CHICAGO (CBS) -- As a debate rages nationwide over the effectiveness of voting by mail, the Morning Insiders went to the Chicago Board of Election Commissioners to find out the best way to ensure your ballot is counted on time.

CBS 2's Tim McNicholas met with the election board chair and asked her five key questions on the process.

If you're voting by mail, Nov. 3 isn't the only day to mark on the calendar. We asked when Chicago voters who have requested a ballot by mail when they can expect to receive them.

"The ballots will be mailed out beginning September the 24th," said Board of Election Commissioners chair Marisel Hernandez.

That means voters can expect to get them in late September, or early October at the latest.

But that's only if you've already requested a ballot by mail. If you haven't, Hernandez said you should do that as soon as possible.

Requests for a mail ballot must be received by Oct. 29.

"We do not recommend that. We don't see how a person can receive it, fill it out, and return it by that time. We urge everyone to apply for a vote by mail ballot as soon as possible," Hernandez said.

Just this month, the U.S. Postal Service created a video assuring voters they're ready to handle the surge in mail ballots, telling people, "You can have great confidence in the 630,000 men and women of the U.S. Postal Service."

Delivering America's Election Mail by NPMHU1 on YouTube

The Post Office also is sending out postcards recommending voters submit their ballots at least seven days before Election Day on Nov. 3, or by Oct. 27.

Hernandez suggested mailing your ballot much sooner, by Oct. 14 at the latest.

She said, once you get your ballot, you should take no more than 24 hours to fill it out and then mail it back.

"We want to make sure every voter's vote is counted. We want to make sure that the Post Office delivers the ballot on time," she said.

You can also drop it off directly at the Post Office, or an early voting center.

Legally, as long as it's in the mail and postmarked by Nov. 3, and received by Nov. 17, your vote should count.

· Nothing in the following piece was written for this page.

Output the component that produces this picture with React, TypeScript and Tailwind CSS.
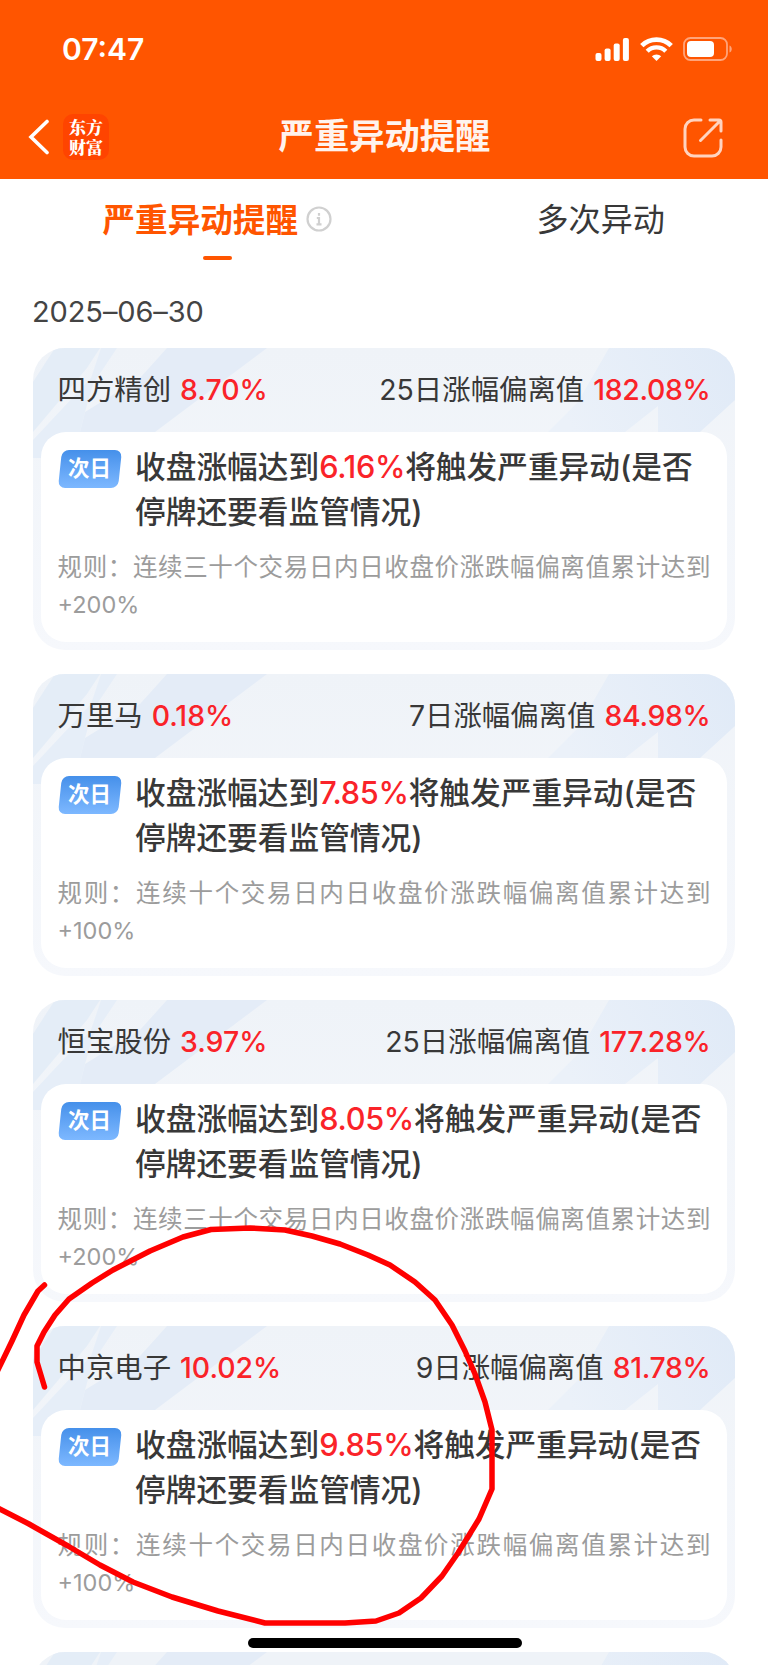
const alerts = [
  { name: '四方精创', change: '8.70%', days: '25', deviation: '182.08%', trigger: '6.16%', period: '三十', limit: '+200%' },
  { name: '万里马', change: '0.18%', days: '7', deviation: '84.98%', trigger: '7.85%', period: '十', limit: '+100%' },
  { name: '恒宝股份', change: '3.97%', days: '25', deviation: '177.28%', trigger: '8.05%', period: '三十', limit: '+200%' },
  { name: '中京电子', change: '10.02%', days: '9', deviation: '81.78%', trigger: '9.85%', period: '十', limit: '+100%' },
]

const StatusBar = () => (
  <div className="flex h-[96px] items-center justify-between pr-[35px] pl-[62px]">
    <span className="pt-[2px] text-[30px] leading-none font-semibold">07:47</span>
    <div className="flex items-center gap-[10px] pt-px">
      <svg width="35" height="24" viewBox="0 0 35 24" fill="currentColor">
        <rect x="0.5" y="16" width="6" height="8" rx="2" />
        <rect x="9.6" y="11.5" width="6" height="12.5" rx="2" />
        <rect x="18.7" y="6.5" width="6" height="17.5" rx="2" />
        <rect x="27.900" y="1" width="6" height="23" rx="2" />
      </svg>
      <svg width="33" height="24" viewBox="0 0 33 24" fill="none" stroke="currentColor">
        <path d="M1.8 8.6a21 21 0 0 1 29.4 0" strokeWidth="4.8" />
        <path d="M7.2 14.2a13.2 13.2 0 0 1 18.6 0" strokeWidth="4.4" />
        <path d="M16.5 24l-4.7-4.7a6.8 6.8 0 0 1 9.4 0z" fill="currentColor" stroke="none" />
      </svg>
      <svg width="50" height="24" viewBox="0 0 50 24" fill="none">
        <rect x="1" y="1" width="43" height="22" rx="6.5" stroke="#ffa47a" strokeWidth="1.8" />
        <rect x="4" y="4" width="27" height="16" rx="4" fill="#fff" />
        <path d="M46.5 8.5c3 1 3 6 0 7z" fill="#ffa47a" />
      </svg>
    </div>
  </div>
)

const NavBar = () => (
  <div className="flex h-[83px] items-center justify-between pr-[45px] pl-7">
    <div className="-mt-[2px] flex w-[101px] items-center gap-[14px]">
      <svg width="21" height="36" viewBox="0 0 21 36" fill="none" stroke="currentColor" strokeWidth="3.6">
        <path d="M19 2.500L3 18l16 15.500" strokeLinecap="round" strokeLinejoin="miter" />
      </svg>
      <div className="flex size-[46px] flex-col items-center justify-center rounded-[10px] bg-[#ff4400] font-['Noto_Serif_CJK_SC','Noto_Sans_CJK_SC',serif] text-[17px] leading-[20px] font-black">
        <span>东方</span>
        <span>财富</span>
      </div>
    </div>
    <h1 className="-mt-px pl-[18px] text-[35.300px] leading-none font-bold whitespace-nowrap text-[#fff3ee]">严重异动提醒</h1>
    <div className="flex w-[101px] justify-end">
      <svg width="40" height="40" viewBox="0 0 40 40" fill="none" stroke="#ffd3bf" strokeWidth="3">
        <path d="M18 2h-7a9 9 0 0 0-9 9v18a9 9 0 0 0 9 9h18a9 9 0 0 0 9-9v-7" strokeLinecap="round" />
        <path d="M27 2h9a2 2 0 0 1 2 2v9M37 3L17.500 22.500" strokeLinecap="round" />
      </svg>
    </div>
  </div>
)

const Tabs = () => (
  <div className="grid grid-cols-2 pt-[21px] leading-[40px]">
    <div className="flex flex-col pl-[102.500px]">
      <div className="flex items-center gap-[8px] text-[#ff5500]">
        <span className="text-[32.600px] font-bold">严重异动提醒</span>
        <svg className="-mt-[3px]" width="26" height="26" viewBox="0 0 26 26" fill="none" stroke="#d0d0d0" strokeWidth="2.2">
          <circle cx="13" cy="13" r="11.500" />
          <path d="M13 7v2.800M10.800 12H13v6M10.500 18.300h5" />
        </svg>
      </div>
      <div className="mt-4 ml-[100px] h-[4px] w-[29px] rounded-full bg-[#ff5500]" />
    </div>
    <div className="pl-[152.500px] text-[32.100px] text-[#383838]">多次异动</div>
  </div>
)

// Pale diagonal bands behind the card heading
const CardPattern = () => (
  <svg className="absolute inset-x-0 top-0" width="702" height="120" viewBox="0 0 702 120" fill="none">
    <path d="M22 0H67L54 20L0 84V34z" fill="#e4edf7" />
    <path d="M68 0H84L60 36L52 64L47 84L30 110H0V92L58 30z" fill="#e6eef8" />
    <path d="M134 0H234L122 84H47L52 64L107 30z" fill="#e4ecf7" />
    <path d="M576 0H702V52L667 84H625V58L592 84H515L545 54z" fill="url(#corner)" />
    <defs>
      <linearGradient id="corner" x1="700" y1="0" x2="540" y2="84" gradientUnits="userSpaceOnUse">
        <stop stopColor="#e0eaf7" />
        <stop offset="1" stopColor="#ebf1f9" />
      </linearGradient>
    </defs>
  </svg>
)

const Deviation = ({ alert }: { alert: (typeof alerts)[number] }) => (
  <section className="relative h-[302px] shrink-0 overflow-hidden rounded-[32px] bg-linear-to-b from-[#eff3f8] to-[#f6f8fc] p-2">
    <CardPattern />
    <div className="relative flex h-[76px] items-center justify-between px-[16.500px] pb-[7px] text-[28.400px] text-[#383838]">
      <div className="flex gap-[9px]">
        <span>{alert.name}</span>
        <span className="font-medium text-[#fa2329]">{alert.change}</span>
      </div>
      <div className="flex gap-[9px]">
        <span>{alert.days}日涨幅偏离值</span>
        <span className="font-medium tracking-[-0.300px] text-[#fa2329]">{alert.deviation}</span>
      </div>
    </div>
    <div className="relative h-[210px] rounded-[25px] bg-white px-[16.500px] pt-[12px]">
      <div className="flex gap-[13.500px]">
        <div className="relative mt-[6px] flex h-[38px] w-[64px] shrink-0 items-center justify-center">
          <div className="absolute inset-x-[2px] inset-y-0 -skew-x-6 rounded-[7px] bg-linear-to-b from-[#4590ea] to-[#7db8ff]" />
          <span className="relative text-[21.500px] leading-none font-bold text-white">次日</span>
        </div>
        <p className="text-[30.700px] leading-[45px] font-medium whitespace-nowrap text-[#383838]">
          收盘涨幅达到<span className="tracking-[-0.300px] text-[#fa2329]">{alert.trigger}</span>将触发严重异动(是否
          <br />
          停牌还要看监管情况)
        </p>
      </div>
      <p className="mt-[15px] text-justify text-[24.500px] leading-[37px] text-[#9c9c9c]">
        规则：连续{alert.period}个交易日内日收盘价涨跌幅偏离值累计达到<span className="text-[23.500px]">{alert.limit}</span>
      </p>
    </div>
  </section>
)

const Annotation = () => (
  <svg
    className="absolute inset-0"
    width="768"
    height="1665"
    viewBox="0 0 768 1665"
    fill="none"
    stroke="#ff0000"
    strokeWidth="5.500"
    strokeLinecap="round"
    strokeLinejoin="round"
  >
    <path d="M44.500 1285L38 1291L24 1315L12 1341L-3 1372" />
    <path d="M-4 1507L29 1524L68 1546L100 1565L133 1582L172 1597L218 1611L265 1623H345L376 1621L399 1613L421 1598L442 1576L458 1553L479 1519L492 1489V1430L485 1402L475 1374L465 1351L452 1325L435 1300L415 1282L390 1265L368 1255L340 1244L312 1236L285 1230L250 1228L211 1229.500L183 1237L150 1251L113 1270L92 1283L69 1299L55 1315L44 1332L37 1346V1362L44.500 1387" />
  </svg>
)

export default function App() {
  return (
    <div
      lang="zh-CN"
      className="relative flex h-[1665px] w-[768px] flex-col overflow-hidden bg-white font-['Inter','Noto_Sans_CJK_SC',sans-serif]"
    >
      <header className="h-[179px] shrink-0 bg-[#ff5500] text-white">
        <StatusBar />
        <NavBar />
      </header>
      <Tabs />
      <main className="flex flex-col gap-6 px-[33px]">
        <div className="mt-[32px] mb-[-8px] -ml-px text-[29px] leading-[40px] tracking-[-0.100px] text-[#444444]">2025–06–30</div>
        {alerts.map((alert) => (
          <Deviation key={alert.name} alert={alert} />
        ))}
        <section className="relative h-[302px] shrink-0 overflow-hidden rounded-[32px] bg-[#eff3f8]">
          <CardPattern />
        </section>
      </main>
      <div className="absolute bottom-[17px] left-[248px] h-[10px] w-[274px] rounded-full bg-black" />
      <Annotation />
    </div>
  )
}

Hernandez said she's confident Chicago voters will know election results on election night.

"Unless the results are extremely, extremely close, we will know who the winners are," she said.

Voters might not know the final tallies until days later, when all the last-minute mail ballots are counted.

As of Monday, a record 367,000 people in Chicago have requested mail ballots.

So what will election officials do to prevent people from voting twice?

"For example, if you put your ballot in the mail and it is processed, and then you decide to vote on Election Day, the real time pollbook will show that you have already voted, and will block you from voting again," Hernandez said.

If you change your mind after you mail in your vote, she said you're "out of luck." It's final.

Hernandez said they've added staff to accommodate the surge in mail-in voters. All Chicago mail ballots are postage prepaid, no stamps needed. The Postal Service referred us to the video and the guidance on their website.